みなさんが目指されているエンジニア像もそれぞれあるのかもしれませんが、今日紹介した5つのタイプを少し参考にしてもらうのももちろんよいですし、それこそ5つの掛け合わせみたいなものもあります。あとはやはり自分なりのタイプをいかに導き出せるかみたいなのもあるような気がするんですよね。

先輩がこういうかたちで育ってきているから参考にしようというのも大事ですが、それだけではありません。やはり自分が歩みたい道をしっかり自分で見定めて進んでいけるといいのかなと思います。

質疑応答

というわけで、時間がなくなってしまったのですが、質問が1個来ていますね。時間がないのでちょっとだけお答えします。

「以前、それこそタイプBのようなことをしていきたいと言ったら『それは中途半端じゃないか』と言われてしまったけれど、実際はどうなのだろうか。中途半端な存在で終わってしまうのか、システムだけ、ビジネスだけにならない色が出せるのか」という質問です。

中途半端になりがちといえばなりがちなのかもしれませんが、中途半端にならないようにするのが大事だと思います。やはり突き詰める。

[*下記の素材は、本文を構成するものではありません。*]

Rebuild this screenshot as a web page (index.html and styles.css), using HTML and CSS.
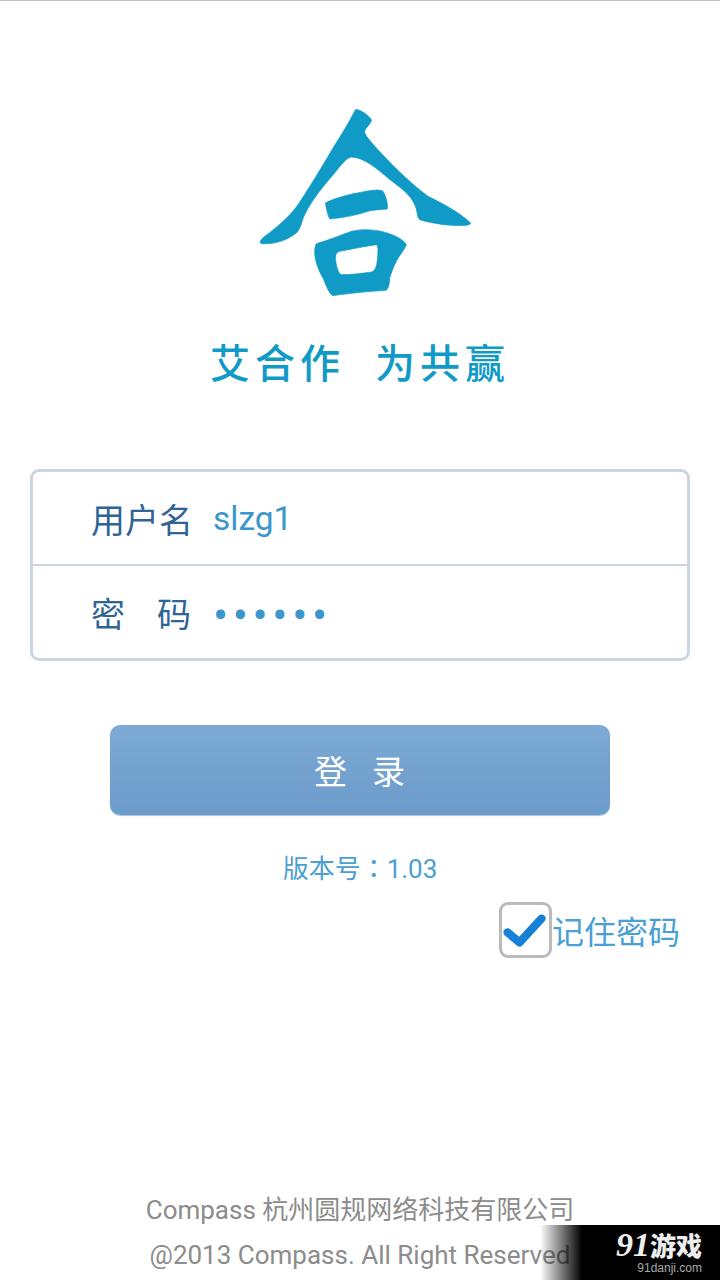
FILE: index.html
```html
<!DOCTYPE html>
<html lang="zh-CN">
<head>
    <meta charset="UTF-8">
    <meta name="viewport" content="width=device-width, initial-scale=1.0">
    <title>登录</title>
    <link rel="stylesheet" href="styles.css">
</head>
<body>
    <main class="page">
        <!-- Logo -->
        <svg class="logo" viewBox="170 55 645 570" role="img" aria-label="合">
            <path d="M462 60C475 58 500 75 510 90C512 100 495 110 490 125C490 135 500 145 510 158C560 215 620 275 680 320C720 340 770 365 808 400C805 410 780 408 750 407C720 405 680 398 655 390C645 380 650 365 640 345C625 310 590 290 560 265C525 235 490 205 450 202C435 205 420 225 400 250C370 285 335 325 310 375C300 395 300 415 285 430C255 455 210 465 180 462C172 458 178 450 190 440C225 415 265 380 290 345C320 300 360 235 395 175C420 135 445 95 462 60Z"/>
            <path d="M372 340C400 325 450 312 480 308C505 302 535 298 545 305C555 320 560 345 558 358C540 360 510 360 490 368C460 378 420 385 385 388C378 375 375 355 372 340Z"/>
            <path fill-rule="evenodd" d="M345 462C380 452 410 440 450 425C490 415 540 420 580 438C595 445 610 455 615 465C610 480 595 495 585 515C575 535 570 550 565 565C565 580 562 595 555 602C500 605 440 612 395 618C385 615 375 590 365 565C350 540 340 510 340 485C340 475 342 468 345 462ZM415 485C450 478 490 470 525 465C532 470 530 490 528 510C526 530 522 543 510 547C480 552 445 555 420 555C410 550 405 530 403 510C402 495 405 488 415 485Z"/>
        </svg>
        <div class="slogan"><span>艾合作</span><span>为共赢</span></div>

        <!-- Login form -->
        <section class="card">
            <div class="row">
                <span class="label">用户名</span>
                <span class="value">slzg1</span>
            </div>
            <div class="row">
                <span class="label label-wide">密码</span>
                <span class="dots">••••••</span>
            </div>
        </section>

        <button class="login" type="button">登录</button>
        <p class="version" lang="zh-TW">版本号：1.03</p>

        <div class="remember">
            <span class="check">
                <svg viewBox="0 0 50 40"><path d="M6 22L19 33L43 7"/></svg>
            </span>
            <span>记住密码</span>
        </div>

        <footer class="footer">
            <p>Compass 杭州圆规网络科技有限公司</p>
            <p>@2013 Compass. All Right Reserved</p>
        </footer>
    </main>

    <div class="watermark">
        <div class="wm-title"><span class="wm-num">91</span>游戏</div>
        <div class="wm-url">91danji.com</div>
    </div>
</body>
</html>
```

FILE: styles.css
```css
/* Basis */
* {
    box-sizing: border-box;
}

body {
    margin: 0;
    background-color: #fff;
    font-family: Roboto, "Noto Sans CJK SC", sans-serif;
}

p {
    margin: 0;
}

.page {
    position: relative;
    height: 1280px;
    overflow: hidden;
    border-top: 1px solid #c4c4c4;
    padding-top: 107px;
    display: flex;
    flex-direction: column;
    align-items: center;
}

.logo {
    width: 217px;
    height: 190px;
    margin-left: 10px;
    fill: #109ac6;
    stroke: #109ac6;
    stroke-width: 2;
    stroke-linejoin: round;
}

.slogan {
    margin-top: 42px;
    height: 50px;
    display: flex;
    gap: 30px;
    font-size: 40px;
    font-weight: 500;
    line-height: 50px;
    letter-spacing: 5px;
    color: #109ac6;
}

/* Formulier */
.card {
    width: 660px;
    height: 192px;
    margin-top: 79px;
    border: 3px solid #ccd6e2;
    border-radius: 9px;
    display: flex;
    flex-direction: column;
}

.row {
    flex: 1;
    display: flex;
    align-items: center;
    padding-left: 58px;
}

.row + .row {
    border-top: 2px solid #ccd6e2;
}

.label {
    width: 122px;
    font-size: 34px;
    color: #2f6496;
    white-space: nowrap;
}

.label-wide {
    letter-spacing: 32px;
}

.value {
    font-size: 33.5px;
    color: #3b96cc;
}

.dots {
    padding-top: 8px;
    font-size: 45px;
    line-height: 50px;
    letter-spacing: 4.6px;
    color: #3b96cc;
}

.login {
    width: 500px;
    height: 90px;
    margin-top: 64px;
    border: none;
    border-radius: 10px;
    background: linear-gradient(#7daad5, #6b9bca);
    box-shadow: 0 1px 1px #a9c3de;
    font-family: inherit;
    font-size: 33px;
    letter-spacing: 25px;
    text-indent: 24px;
    color: #fff;
}

.version {
    margin-top: 36px;
    font-family: Roboto, "Noto Sans CJK TC", sans-serif;
    font-size: 26px;
    line-height: 36px;
    color: #4a9fd4;
}

.remember {
    align-self: flex-end;
    margin-top: 15px;
    margin-right: 40px;
    display: flex;
    align-items: center;
    font-size: 32px;
    color: #4a9fd4;
}

.check {
    width: 53px;
    height: 56px;
    border: 3px solid #bbb;
    border-radius: 9px;
    display: flex;
    align-items: center;
    justify-content: center;
}

.check svg {
    width: 46px;
    height: 37px;
    fill: none;
    stroke: #1580d6;
    stroke-width: 9;
    stroke-linecap: round;
    stroke-linejoin: round;
}

.footer {
    margin-top: auto;
    padding-bottom: 2px;
    font-size: 26px;
    line-height: 45px;
    text-align: center;
    color: #8c8c8c;
}

/* Watermerk */
.watermark {
    position: absolute;
    right: 0;
    bottom: 0;
    width: 180px;
    height: 55px;
    padding: 7px 18px 0 0;
    background: linear-gradient(90deg, rgba(0, 0, 0, 0) 0, #000 42px);
    text-align: right;
}

.wm-title {
    font-size: 26px;
    line-height: 26px;
    font-weight: 900;
    color: #eee;
}

.wm-num {
    font-family: "Liberation Serif", serif;
    font-style: italic;
    font-size: 34px;
}

.wm-url {
    font-family: "Liberation Sans", sans-serif;
    font-size: 12px;
    line-height: 16px;
    color: #a8a8a8;
}
```
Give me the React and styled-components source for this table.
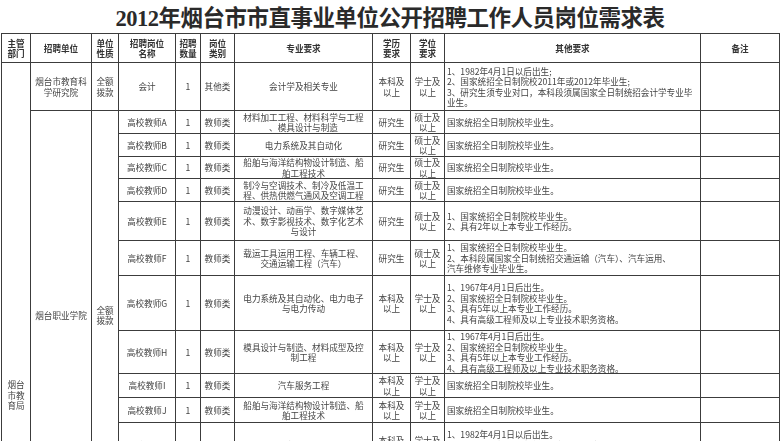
import React from 'react';
import styled, { createGlobalStyle } from 'styled-components';

const GlobalStyle = createGlobalStyle`
    body {
        margin: 0;
        background: #fff;
        font-family: "Noto Sans CJK SC", "Liberation Sans", sans-serif;
        color: #3a3a3a;
    }
`

const cols = [29, 61, 27, 57, 25, 34, 138, 38, 34, 256, 79];

const headers = [
    ['主管', '部门'],
    ['招聘单位'],
    ['单位', '性质'],
    ['招聘岗位', '名称'],
    ['招聘', '数量'],
    ['岗位', '类别'],
    ['专业要求'],
    ['学历', '要求'],
    ['学位', '要求'],
    ['其他要求'],
    ['备注']
];

const teacherRows = [
    { h: 23, name: '高校教师A', major: ['材料加工工程、材料科学与工程', '、模具设计与制造'], edu: '研究生', degree: ['硕士及', '以上'], other: ['国家统招全日制院校毕业生。'] },
    { h: 23, name: '高校教师B', major: ['电力系统及其自动化'], edu: '研究生', degree: ['硕士及', '以上'], other: ['国家统招全日制院校毕业生。'] },
    { h: 22, name: '高校教师C', major: ['船舶与海洋结构物设计制造、船', '舶工程技术'], edu: '研究生', degree: ['硕士及', '以上'], other: ['国家统招全日制院校毕业生。'] },
    { h: 23, name: '高校教师D', major: ['制冷与空调技术、制冷及低温工', '程、供热供燃气通风及空调工程'], edu: '研究生', degree: ['硕士及', '以上'], other: ['国家统招全日制院校毕业生。'] },
    { h: 39, name: '高校教师E', major: ['动漫设计、动画学、数字媒体艺', '术、数字影视技术、数字化艺术', '与设计'], edu: '研究生', degree: ['硕士及', '以上'], other: ['1、国家统招全日制院校毕业生。', '2、具有2年以上本专业工作经历。'] },
    { h: 35, name: '高校教师F', major: ['载运工具运用工程、车辆工程、', '交通运输工程（汽车）'], edu: '研究生', degree: ['硕士及', '以上'], other: ['1、国家统招全日制院校毕业生。', '2、本科段属国家全日制统招交通运输（汽车）、汽车运用、', '汽车维修专业毕业生。'] },
    { h: 55, name: '高校教师G', major: ['电力系统及其自动化、电力电子', '与电力传动'], edu: ['本科及', '以上'], degree: ['学士及', '以上'], other: ['1、1967年4月1日后出生。', '2、国家统招全日制院校毕业生。', '3、具有5年以上本专业工作经历。', '4、具有高级工程师及以上专业技术职务资格。'] },
    { h: 40, name: '高校教师H', major: ['模具设计与制造、材料成型及控', '制工程'], edu: ['本科及', '以上'], degree: ['学士及', '以上'], other: ['1、1967年4月1日后出生。', '2、国家统招全日制院校毕业生。', '3、具有5年以上本专业工作经历。', '4、具有高级工程师及以上专业技术职务资格。'] },
    { h: 24, name: '高校教师I', major: ['汽车服务工程'], edu: ['本科及', '以上'], degree: ['学士及', '以上'], other: ['国家统招全日制院校毕业生。'] },
    { h: 25, name: '高校教师J', major: ['船舶与海洋结构物设计制造、船', '舶工程技术'], edu: ['本科及', '以上'], degree: ['学士及', '以上'], other: ['国家统招全日制院校毕业生。'] },
    { h: 45, name: '高校教师K', major: ['汽车运用工程'], edu: ['本科及', '以上'], degree: ['学士及', '以上'], other: ['1、1982年4月1日以后出生。', '2、国家统招全日制院校2011年或2012年毕业生。', '3、具有相关专业工作经历。'] },
    { h: 52, name: '高校教师L', major: ['会计学、财务管理'], edu: ['本科及', '以上'], degree: ['学士及', '以上'], other: ['1、1982年4月1日以后出生。', '2、国家统招全日制院校2011年或2012年毕业生。'] }
];

const laterRows = [
    { h: 52, name: '教研员', major: ['汉语言文学'], edu: ['本科及', '以上'], degree: ['学士及', '以上'], other: ['1、1977年4月1日以后出生。', '2、国家统招全日制院校毕业生。'] },
    { h: 52, name: '教研员', major: ['数学与应用数学'], edu: ['本科及', '以上'], degree: ['学士及', '以上'], other: ['1、1977年4月1日以后出生。', '2、国家统招全日制院校毕业生。'] },
    { h: 52, name: '教研员', major: ['英语'], edu: ['本科及', '以上'], degree: ['学士及', '以上'], other: ['1、1977年4月1日以后出生。', '2、国家统招全日制院校毕业生。'] },
    { h: 52, name: '教研员', major: ['物理学'], edu: ['本科及', '以上'], degree: ['学士及', '以上'], other: ['1、1977年4月1日以后出生。', '2、国家统招全日制院校毕业生。'] }
];

const Lines = ({ lines }) => {
    const list = Array.isArray(lines) ? lines : [lines];
    return list.map((line, i) => <Line key={i}>{line}</Line>);
}

const PostRow = ({ row, lead }) => (
    <Row $h={row.h}>
        {lead}
        <Cell><Lines lines={row.name} /></Cell>
        <Cell>1</Cell>
        <Cell>教师类</Cell>
        <Cell><Lines lines={row.major} /></Cell>
        <Cell><Lines lines={row.edu} /></Cell>
        <Cell><Lines lines={row.degree} /></Cell>
        <Cell $align="left"><Lines lines={row.other} /></Cell>
        <Cell></Cell>
    </Row>
)

const App = () => {
    const totalRows = 1 + teacherRows.length + laterRows.length;
    return (
        <Page>
            <GlobalStyle />
            <Title>2012年烟台市市直事业单位公开招聘工作人员岗位需求表</Title>
            <Table>
                <colgroup>
                    {cols.map((w, i) => <col key={i} style={{ width: w }} />)}
                </colgroup>
                <tbody>
                    <Row $h={29}>
                        {headers.map((h, i) => (
                            <HeadCell key={i}><Lines lines={h} /></HeadCell>
                        ))}
                    </Row>
                    <Row $h={48}>
                        <Cell rowSpan={totalRows}><Lines lines={['烟台', '市教', '育局']} /></Cell>
                        <Cell><Lines lines={['烟台市教育科', '学研究院']} /></Cell>
                        <Cell><Lines lines={['全额', '拨款']} /></Cell>
                        <Cell>会计</Cell>
                        <Cell>1</Cell>
                        <Cell>其他类</Cell>
                        <Cell>会计学及相关专业</Cell>
                        <Cell><Lines lines={['本科及', '以上']} /></Cell>
                        <Cell><Lines lines={['学士及', '以上']} /></Cell>
                        <Cell $align="left">
                            <Lines lines={[
                                '1、1982年4月1日以后出生;',
                                '2、国家统招全日制院校2011年或2012年毕业生;',
                                '3、研究生须专业对口，本科段须属国家全日制统招会计学专业毕',
                                '业生。'
                            ]} />
                        </Cell>
                        <Cell></Cell>
                    </Row>
                    {teacherRows.map((row, i) => (
                        <PostRow
                            key={row.name}
                            row={row}
                            lead={i === 0 ? (
                                <>
                                    <Cell rowSpan={teacherRows.length}>烟台职业学院</Cell>
                                    <Cell rowSpan={teacherRows.length}><Lines lines={['全额', '拨款']} /></Cell>
                                </>
                            ) : null}
                        />
                    ))}
                    {laterRows.map((row, i) => (
                        <PostRow
                            key={i}
                            row={row}
                            lead={i === 0 ? (
                                <>
                                    <Cell rowSpan={laterRows.length}><Lines lines={['烟台市教育', '教学研究室']} /></Cell>
                                    <Cell rowSpan={laterRows.length}><Lines lines={['全额', '拨款']} /></Cell>
                                </>
                            ) : null}
                        />
                    ))}
                </tbody>
            </Table>
        </Page>
    )
}

const Page = styled.div`
    width: 780px;
`

const Title = styled.h1`
    height: 33px;
    margin: 0;
    display: flex;
    align-items: center;
    justify-content: center;
    padding-bottom: 2px;
    box-sizing: border-box;
    font-family: "Liberation Serif", "Noto Sans CJK SC", serif;
    font-size: 22.5px;
    font-weight: 700;
    letter-spacing: -0.5px;
    color: #2a2a2a;
`

const Table = styled.table`
    width: 778px;
    margin-left: 1px;
    table-layout: fixed;
    border-collapse: collapse;
    filter: blur(0.25px);
`

const Row = styled.tr`
    height: ${props => props.$h}px;
`

const Cell = styled.td`
    border: 1px solid #3c3c3c;
    padding: 0 2px;
    font-size: 8.6px;
    line-height: 10.5px;
    text-align: ${props => props.$align || 'center'};
    vertical-align: middle;
    overflow: hidden;
    white-space: nowrap;
    color: #444;
`

const HeadCell = styled(Cell)`
    font-weight: 700;
    color: #333;
`

const Line = styled.div`
    white-space: nowrap;
`

export default App;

これがすごく大事です。タイプBに限らず、その世界を突き詰めるというのが、僕はすごく大事だと思うんです。ビジネスのことがやはり気になる、サービスのことが気になるというのは、すごく大事なことなので、それを突き詰めてほしいんですよね。

どうしたらこのビジネスをよくできるのか、どういうアイデアが必要なのかみたいなことは、突き詰めて考えてこそやはり活きてくるし、そうしたらぜんぜん中途半端じゃないと思います。そういうふうに意識してもらえるといいのかもなと思いました。

というわけで、ちょうど時間になってきたので、私の話は以上とします。みなさんの今後のエンジニア人生のヒントに少しでもなればと思います。ありがとうございました。